Input ::
-=-=-=-=-

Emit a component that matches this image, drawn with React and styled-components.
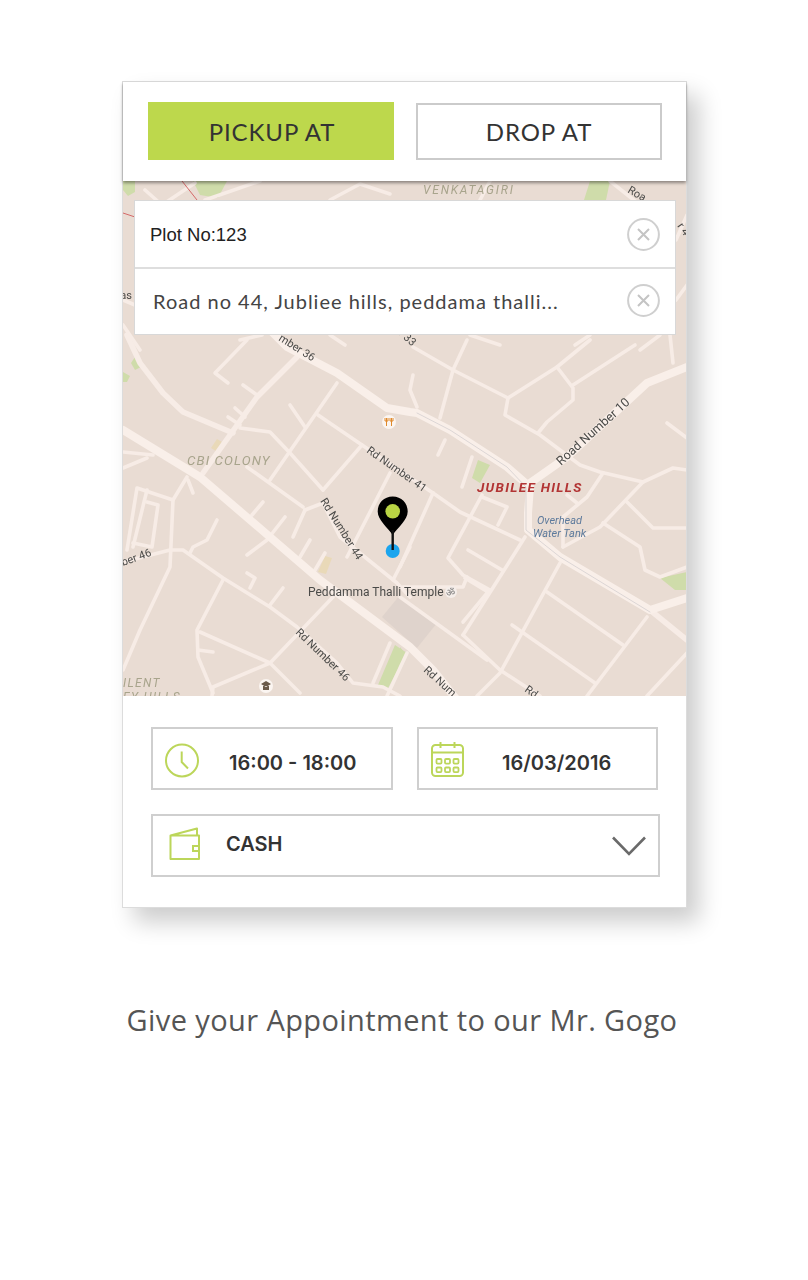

-=-=-=-=-

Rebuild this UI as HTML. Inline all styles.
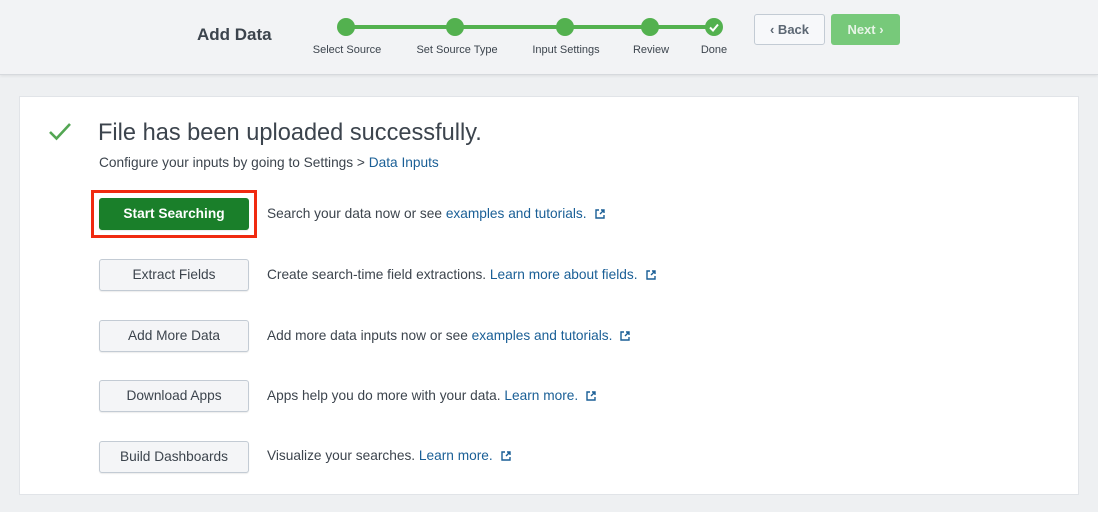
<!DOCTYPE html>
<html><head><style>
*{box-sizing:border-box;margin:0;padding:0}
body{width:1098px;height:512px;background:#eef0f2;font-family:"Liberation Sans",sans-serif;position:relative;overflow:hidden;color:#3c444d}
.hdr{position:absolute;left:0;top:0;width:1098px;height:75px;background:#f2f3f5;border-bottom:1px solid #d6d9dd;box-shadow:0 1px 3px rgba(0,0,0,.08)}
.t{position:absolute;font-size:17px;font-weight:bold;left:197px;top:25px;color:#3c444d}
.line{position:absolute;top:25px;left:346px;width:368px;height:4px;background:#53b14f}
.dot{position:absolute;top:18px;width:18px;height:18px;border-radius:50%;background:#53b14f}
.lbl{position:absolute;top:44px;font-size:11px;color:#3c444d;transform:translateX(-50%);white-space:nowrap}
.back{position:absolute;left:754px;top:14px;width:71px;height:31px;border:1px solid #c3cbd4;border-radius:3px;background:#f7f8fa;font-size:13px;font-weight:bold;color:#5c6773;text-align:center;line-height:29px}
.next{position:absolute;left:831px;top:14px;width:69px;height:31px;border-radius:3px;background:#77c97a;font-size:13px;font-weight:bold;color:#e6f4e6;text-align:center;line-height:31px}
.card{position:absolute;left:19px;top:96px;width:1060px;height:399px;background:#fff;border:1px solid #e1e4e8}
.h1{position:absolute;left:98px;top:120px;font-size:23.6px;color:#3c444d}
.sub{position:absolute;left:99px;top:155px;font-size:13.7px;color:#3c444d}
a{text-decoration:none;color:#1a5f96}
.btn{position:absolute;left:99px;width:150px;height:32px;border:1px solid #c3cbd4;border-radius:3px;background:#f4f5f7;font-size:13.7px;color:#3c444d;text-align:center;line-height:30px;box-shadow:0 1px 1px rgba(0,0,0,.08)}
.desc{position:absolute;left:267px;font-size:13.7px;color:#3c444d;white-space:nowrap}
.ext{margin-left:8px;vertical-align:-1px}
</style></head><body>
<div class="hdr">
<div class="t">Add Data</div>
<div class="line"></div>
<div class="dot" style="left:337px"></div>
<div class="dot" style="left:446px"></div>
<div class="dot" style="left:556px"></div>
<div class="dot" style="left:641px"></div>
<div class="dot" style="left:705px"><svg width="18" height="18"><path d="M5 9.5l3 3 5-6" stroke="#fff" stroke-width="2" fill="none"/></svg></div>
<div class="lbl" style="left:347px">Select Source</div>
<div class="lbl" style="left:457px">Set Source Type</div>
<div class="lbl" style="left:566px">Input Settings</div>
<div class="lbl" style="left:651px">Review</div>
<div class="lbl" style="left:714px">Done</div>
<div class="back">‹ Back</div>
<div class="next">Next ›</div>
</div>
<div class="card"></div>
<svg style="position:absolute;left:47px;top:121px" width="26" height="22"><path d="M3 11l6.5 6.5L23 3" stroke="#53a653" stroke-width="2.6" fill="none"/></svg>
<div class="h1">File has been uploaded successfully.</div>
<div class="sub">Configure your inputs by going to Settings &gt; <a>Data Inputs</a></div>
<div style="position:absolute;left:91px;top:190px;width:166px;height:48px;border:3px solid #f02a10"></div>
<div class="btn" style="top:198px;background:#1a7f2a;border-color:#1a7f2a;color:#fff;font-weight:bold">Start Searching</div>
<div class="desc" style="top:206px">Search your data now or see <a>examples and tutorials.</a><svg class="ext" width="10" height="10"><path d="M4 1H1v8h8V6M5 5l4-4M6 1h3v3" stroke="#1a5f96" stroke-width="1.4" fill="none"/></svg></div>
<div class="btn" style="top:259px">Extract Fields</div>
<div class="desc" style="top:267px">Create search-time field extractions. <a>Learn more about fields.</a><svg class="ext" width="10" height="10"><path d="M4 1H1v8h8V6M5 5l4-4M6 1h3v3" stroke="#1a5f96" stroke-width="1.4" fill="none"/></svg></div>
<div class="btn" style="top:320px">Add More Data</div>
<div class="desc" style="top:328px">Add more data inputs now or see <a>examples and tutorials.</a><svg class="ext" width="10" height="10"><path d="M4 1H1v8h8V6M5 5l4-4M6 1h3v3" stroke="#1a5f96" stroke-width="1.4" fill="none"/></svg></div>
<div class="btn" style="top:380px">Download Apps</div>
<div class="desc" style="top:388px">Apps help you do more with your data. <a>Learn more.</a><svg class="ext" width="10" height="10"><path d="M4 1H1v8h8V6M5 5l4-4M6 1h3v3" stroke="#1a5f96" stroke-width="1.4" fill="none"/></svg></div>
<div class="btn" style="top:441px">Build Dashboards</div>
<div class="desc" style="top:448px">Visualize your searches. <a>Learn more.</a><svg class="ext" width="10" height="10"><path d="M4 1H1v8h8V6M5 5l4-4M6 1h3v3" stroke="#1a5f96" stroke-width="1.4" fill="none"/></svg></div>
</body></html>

-=-=-=-=-

What to work on :: Find each line holding the string "with" and copy it out.

Answer to this exercise ::
Emit a component that matches this image, drawn with React and styled-components.
<div class="desc" style="top:388px">Apps help you do more with your data. <a>Learn more.</a><svg class="ext" width="10" height="10"><path d="M4 1H1v8h8V6M5 5l4-4M6 1h3v3" stroke="#1a5f96" stroke-width="1.4" fill="none"/></svg></div>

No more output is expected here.